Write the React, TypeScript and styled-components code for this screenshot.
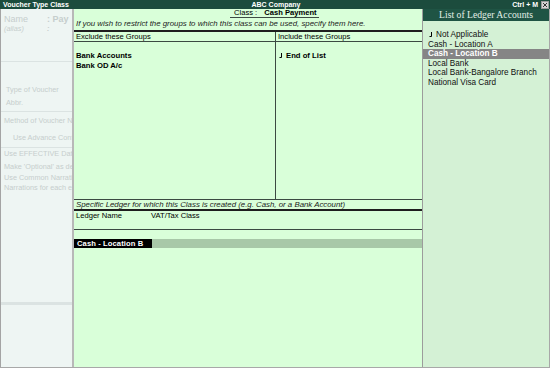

^^^^^^^^^^^^^^^^

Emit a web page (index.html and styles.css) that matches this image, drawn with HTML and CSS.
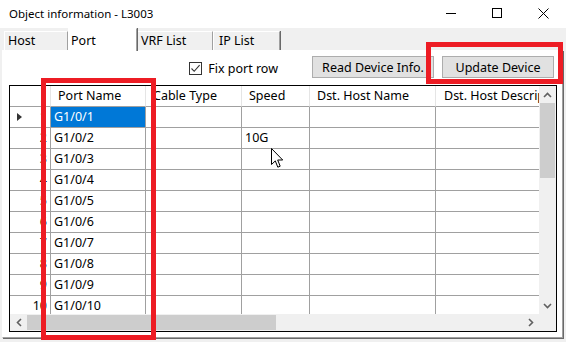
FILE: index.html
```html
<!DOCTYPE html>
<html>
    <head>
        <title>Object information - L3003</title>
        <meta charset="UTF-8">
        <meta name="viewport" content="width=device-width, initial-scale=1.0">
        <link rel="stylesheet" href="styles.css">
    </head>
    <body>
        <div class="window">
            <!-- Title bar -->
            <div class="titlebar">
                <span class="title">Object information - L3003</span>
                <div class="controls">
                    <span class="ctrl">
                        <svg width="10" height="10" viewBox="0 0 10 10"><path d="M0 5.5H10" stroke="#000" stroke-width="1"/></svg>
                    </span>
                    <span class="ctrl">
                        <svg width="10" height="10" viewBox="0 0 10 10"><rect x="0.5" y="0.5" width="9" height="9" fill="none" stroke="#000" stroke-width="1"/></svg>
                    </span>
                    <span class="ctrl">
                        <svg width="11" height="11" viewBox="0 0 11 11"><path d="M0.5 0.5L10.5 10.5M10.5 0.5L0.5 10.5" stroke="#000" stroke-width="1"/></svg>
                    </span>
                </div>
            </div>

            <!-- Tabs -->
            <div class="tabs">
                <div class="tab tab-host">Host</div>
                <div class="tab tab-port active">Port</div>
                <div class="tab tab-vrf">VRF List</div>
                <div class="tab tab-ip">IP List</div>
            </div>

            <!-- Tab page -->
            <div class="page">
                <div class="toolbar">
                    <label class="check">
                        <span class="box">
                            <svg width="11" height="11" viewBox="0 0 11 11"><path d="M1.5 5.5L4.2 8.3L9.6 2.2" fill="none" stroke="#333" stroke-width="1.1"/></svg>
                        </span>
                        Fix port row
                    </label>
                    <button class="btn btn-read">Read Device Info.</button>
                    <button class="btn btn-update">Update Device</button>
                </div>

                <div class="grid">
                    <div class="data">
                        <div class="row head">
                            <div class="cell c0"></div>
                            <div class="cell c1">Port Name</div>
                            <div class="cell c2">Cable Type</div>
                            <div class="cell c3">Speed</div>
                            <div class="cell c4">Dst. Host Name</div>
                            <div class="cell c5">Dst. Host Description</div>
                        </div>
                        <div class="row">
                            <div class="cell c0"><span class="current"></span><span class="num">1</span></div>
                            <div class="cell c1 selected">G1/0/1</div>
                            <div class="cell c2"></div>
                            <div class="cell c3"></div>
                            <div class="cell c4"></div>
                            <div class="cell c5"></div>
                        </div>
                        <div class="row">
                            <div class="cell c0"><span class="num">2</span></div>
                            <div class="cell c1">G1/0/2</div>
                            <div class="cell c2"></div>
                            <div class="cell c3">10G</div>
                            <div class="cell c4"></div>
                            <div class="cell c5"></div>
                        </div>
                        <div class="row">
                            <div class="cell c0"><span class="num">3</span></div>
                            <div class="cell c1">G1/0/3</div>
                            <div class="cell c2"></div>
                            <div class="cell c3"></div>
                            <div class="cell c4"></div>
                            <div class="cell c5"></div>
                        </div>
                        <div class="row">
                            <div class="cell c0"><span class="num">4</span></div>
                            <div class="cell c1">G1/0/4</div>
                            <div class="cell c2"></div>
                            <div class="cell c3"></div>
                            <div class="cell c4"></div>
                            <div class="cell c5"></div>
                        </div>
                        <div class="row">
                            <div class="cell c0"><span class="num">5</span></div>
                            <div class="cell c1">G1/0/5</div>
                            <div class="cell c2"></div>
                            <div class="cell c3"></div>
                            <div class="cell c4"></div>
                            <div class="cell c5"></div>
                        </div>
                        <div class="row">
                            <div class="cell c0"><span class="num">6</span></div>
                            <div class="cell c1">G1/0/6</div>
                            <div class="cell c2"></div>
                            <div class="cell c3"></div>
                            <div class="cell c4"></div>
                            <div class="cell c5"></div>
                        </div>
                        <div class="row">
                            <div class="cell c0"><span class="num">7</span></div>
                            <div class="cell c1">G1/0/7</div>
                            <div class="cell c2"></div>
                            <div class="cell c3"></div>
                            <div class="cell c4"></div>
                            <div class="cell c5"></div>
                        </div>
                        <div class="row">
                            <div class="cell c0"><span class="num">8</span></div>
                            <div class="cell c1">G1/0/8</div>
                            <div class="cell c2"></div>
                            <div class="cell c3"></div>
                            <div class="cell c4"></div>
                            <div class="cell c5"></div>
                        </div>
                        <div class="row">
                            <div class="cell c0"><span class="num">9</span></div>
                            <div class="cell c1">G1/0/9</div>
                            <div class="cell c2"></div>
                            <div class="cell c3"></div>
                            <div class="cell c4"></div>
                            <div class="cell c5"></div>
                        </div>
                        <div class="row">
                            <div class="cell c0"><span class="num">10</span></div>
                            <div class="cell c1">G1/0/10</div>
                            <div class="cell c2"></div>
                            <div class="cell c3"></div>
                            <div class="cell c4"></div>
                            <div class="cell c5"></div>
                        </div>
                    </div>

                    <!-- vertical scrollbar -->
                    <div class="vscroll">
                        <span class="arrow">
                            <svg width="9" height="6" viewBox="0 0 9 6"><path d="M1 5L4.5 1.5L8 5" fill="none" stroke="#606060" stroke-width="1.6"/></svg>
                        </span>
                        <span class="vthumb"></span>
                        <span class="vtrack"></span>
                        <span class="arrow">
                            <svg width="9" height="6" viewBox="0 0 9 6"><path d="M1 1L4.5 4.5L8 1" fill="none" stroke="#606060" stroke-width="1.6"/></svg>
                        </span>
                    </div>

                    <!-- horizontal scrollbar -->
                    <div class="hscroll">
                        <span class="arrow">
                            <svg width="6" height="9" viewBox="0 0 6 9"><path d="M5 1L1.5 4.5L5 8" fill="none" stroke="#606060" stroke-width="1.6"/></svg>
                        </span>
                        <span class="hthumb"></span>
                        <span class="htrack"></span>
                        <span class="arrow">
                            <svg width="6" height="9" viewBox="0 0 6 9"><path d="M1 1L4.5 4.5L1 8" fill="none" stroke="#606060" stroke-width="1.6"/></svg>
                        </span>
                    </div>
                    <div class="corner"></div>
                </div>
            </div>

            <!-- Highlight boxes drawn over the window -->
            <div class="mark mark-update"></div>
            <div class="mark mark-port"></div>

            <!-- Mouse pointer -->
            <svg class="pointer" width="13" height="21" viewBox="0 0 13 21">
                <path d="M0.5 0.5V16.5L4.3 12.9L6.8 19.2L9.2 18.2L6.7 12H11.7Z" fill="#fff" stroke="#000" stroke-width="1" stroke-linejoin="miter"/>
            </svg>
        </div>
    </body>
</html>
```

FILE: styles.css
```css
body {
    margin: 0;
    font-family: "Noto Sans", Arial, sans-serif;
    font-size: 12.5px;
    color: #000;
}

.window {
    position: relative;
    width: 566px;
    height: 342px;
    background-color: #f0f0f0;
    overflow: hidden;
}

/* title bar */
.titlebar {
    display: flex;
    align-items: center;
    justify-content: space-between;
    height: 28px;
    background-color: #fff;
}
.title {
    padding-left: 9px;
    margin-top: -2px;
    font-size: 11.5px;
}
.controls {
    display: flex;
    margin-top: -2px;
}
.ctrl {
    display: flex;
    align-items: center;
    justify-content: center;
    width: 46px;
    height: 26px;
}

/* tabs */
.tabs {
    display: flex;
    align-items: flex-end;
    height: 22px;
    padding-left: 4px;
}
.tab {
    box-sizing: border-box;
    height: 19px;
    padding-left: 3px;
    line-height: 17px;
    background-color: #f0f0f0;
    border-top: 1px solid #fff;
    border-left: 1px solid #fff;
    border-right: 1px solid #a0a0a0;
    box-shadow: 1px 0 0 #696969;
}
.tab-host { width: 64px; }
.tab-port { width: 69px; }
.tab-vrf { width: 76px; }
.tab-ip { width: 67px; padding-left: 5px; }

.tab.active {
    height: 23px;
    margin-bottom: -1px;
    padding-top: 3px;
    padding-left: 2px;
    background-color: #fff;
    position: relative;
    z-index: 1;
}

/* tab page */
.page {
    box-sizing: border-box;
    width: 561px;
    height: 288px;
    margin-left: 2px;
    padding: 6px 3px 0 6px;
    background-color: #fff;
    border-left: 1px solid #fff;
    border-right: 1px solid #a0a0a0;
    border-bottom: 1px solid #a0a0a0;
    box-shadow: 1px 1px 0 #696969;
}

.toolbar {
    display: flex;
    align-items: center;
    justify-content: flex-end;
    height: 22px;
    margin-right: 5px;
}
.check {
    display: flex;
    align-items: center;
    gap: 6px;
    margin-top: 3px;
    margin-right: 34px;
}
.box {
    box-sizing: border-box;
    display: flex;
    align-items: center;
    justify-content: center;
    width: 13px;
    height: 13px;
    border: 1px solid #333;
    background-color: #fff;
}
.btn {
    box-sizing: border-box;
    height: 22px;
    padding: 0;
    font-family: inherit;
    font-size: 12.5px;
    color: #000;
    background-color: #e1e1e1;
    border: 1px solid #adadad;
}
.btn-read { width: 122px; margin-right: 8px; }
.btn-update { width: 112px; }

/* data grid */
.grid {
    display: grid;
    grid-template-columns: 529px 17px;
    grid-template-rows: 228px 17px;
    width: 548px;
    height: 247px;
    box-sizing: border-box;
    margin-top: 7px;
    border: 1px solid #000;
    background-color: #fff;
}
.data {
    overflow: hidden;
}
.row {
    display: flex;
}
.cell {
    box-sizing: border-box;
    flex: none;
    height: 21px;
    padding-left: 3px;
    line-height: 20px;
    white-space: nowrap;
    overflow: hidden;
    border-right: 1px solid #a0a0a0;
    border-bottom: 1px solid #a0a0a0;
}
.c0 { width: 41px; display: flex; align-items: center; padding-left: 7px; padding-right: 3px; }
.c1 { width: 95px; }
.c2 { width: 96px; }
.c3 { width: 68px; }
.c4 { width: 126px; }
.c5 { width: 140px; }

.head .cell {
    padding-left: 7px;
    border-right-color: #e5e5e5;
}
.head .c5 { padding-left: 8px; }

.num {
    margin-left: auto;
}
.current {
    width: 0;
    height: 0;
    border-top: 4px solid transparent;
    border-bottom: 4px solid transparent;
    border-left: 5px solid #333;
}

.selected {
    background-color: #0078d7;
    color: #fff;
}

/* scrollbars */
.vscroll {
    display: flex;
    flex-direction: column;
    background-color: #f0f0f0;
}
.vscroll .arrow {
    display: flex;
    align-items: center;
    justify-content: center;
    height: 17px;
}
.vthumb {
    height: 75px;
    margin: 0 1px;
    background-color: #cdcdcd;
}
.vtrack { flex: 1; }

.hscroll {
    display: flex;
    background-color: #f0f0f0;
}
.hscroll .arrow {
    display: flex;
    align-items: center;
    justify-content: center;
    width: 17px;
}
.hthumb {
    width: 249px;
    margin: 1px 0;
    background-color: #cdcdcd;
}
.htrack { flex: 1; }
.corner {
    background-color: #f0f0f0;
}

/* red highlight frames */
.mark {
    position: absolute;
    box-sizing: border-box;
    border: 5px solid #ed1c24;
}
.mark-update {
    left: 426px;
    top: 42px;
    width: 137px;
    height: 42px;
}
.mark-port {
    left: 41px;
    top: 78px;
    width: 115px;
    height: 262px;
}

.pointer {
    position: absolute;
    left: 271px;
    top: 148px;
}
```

^^^^^^^^^^^^^^^^

- _Objective_
Find the word "page" in the entries, and copy every line it shows up in.

- _Task response_
Emit a web page (index.html and styles.css) that matches this image, drawn with HTML and CSS.
            <!-- Tab page -->
            <div class="page">
/* tab page */
.page {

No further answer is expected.